▶ Task prompt:
Copy exactly the lines from the beginning of the data down to and including the line holding "const [agree, setAgree] = useState(false);", without any pictures.

▶ Supplied material:
********
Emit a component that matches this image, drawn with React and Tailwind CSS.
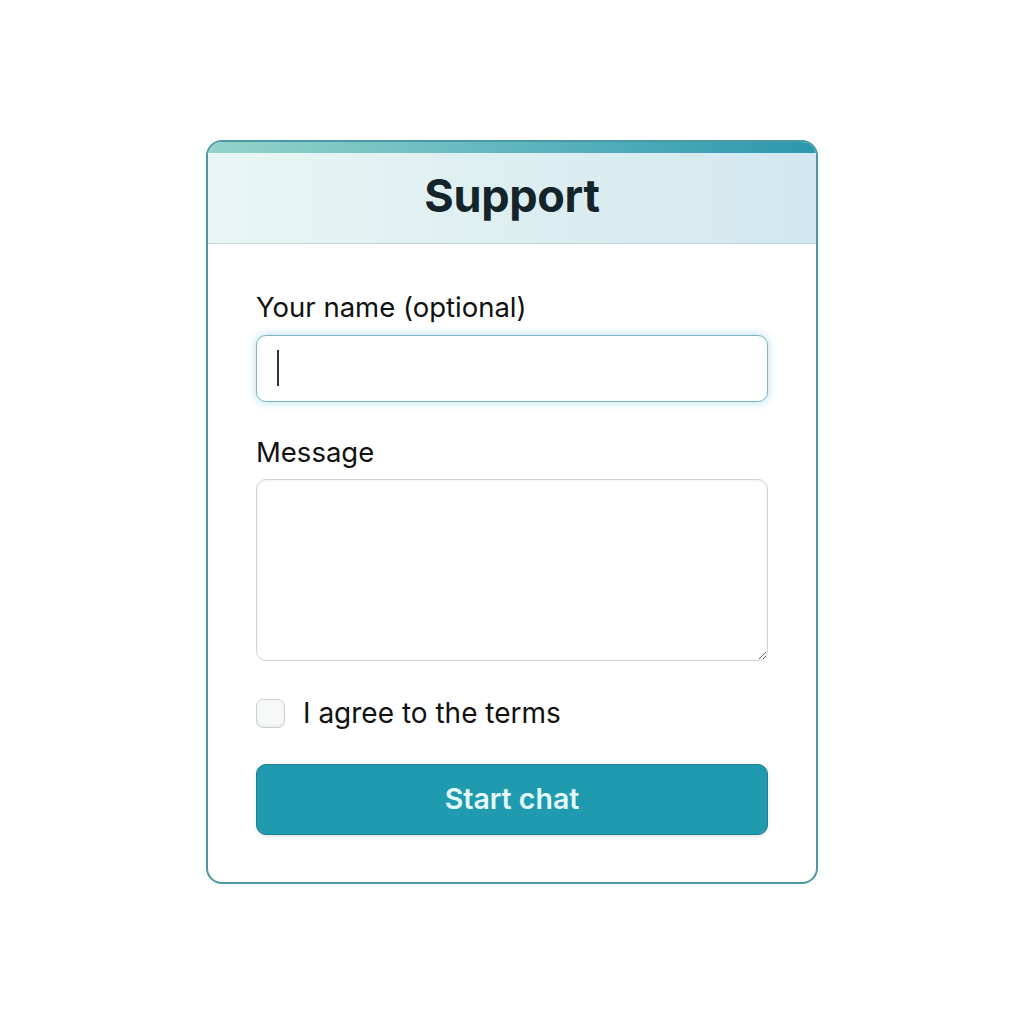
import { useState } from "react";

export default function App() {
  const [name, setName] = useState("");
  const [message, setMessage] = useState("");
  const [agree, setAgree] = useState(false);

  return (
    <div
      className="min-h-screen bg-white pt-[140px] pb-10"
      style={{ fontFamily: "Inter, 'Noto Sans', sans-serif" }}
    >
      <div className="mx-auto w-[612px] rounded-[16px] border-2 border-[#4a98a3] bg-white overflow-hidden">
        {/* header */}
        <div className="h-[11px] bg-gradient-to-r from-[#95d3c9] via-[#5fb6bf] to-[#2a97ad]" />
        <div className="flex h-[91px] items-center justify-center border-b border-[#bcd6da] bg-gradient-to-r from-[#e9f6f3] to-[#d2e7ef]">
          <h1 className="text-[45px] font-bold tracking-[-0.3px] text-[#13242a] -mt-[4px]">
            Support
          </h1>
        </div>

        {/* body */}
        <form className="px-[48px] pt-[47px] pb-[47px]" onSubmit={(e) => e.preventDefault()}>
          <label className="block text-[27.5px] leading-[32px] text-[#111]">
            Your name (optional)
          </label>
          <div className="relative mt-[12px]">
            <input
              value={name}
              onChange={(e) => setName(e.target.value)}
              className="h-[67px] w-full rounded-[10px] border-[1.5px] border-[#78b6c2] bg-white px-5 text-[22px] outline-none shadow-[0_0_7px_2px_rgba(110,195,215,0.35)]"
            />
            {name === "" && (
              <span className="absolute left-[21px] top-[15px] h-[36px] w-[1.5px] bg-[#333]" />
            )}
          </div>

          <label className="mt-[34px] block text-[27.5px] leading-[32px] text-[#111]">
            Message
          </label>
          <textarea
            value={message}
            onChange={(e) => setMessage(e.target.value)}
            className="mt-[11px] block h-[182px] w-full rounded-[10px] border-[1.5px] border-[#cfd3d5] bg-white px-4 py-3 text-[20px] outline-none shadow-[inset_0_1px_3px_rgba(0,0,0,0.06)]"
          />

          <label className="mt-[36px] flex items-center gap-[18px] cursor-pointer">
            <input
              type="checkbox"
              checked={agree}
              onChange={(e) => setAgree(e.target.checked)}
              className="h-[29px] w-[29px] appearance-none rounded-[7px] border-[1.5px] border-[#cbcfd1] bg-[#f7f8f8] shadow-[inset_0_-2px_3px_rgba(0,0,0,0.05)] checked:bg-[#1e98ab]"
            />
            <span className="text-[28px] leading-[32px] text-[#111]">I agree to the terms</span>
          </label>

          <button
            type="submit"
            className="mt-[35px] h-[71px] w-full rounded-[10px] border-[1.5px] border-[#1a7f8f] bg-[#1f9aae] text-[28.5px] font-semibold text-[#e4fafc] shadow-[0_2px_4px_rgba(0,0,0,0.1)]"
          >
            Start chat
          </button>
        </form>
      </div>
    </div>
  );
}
********
▶ Result below:
Emit a component that matches this image, drawn with React and Tailwind CSS.
import { useState } from "react";

export default function App() {
  const [name, setName] = useState("");
  const [message, setMessage] = useState("");
  const [agree, setAgree] = useState(false);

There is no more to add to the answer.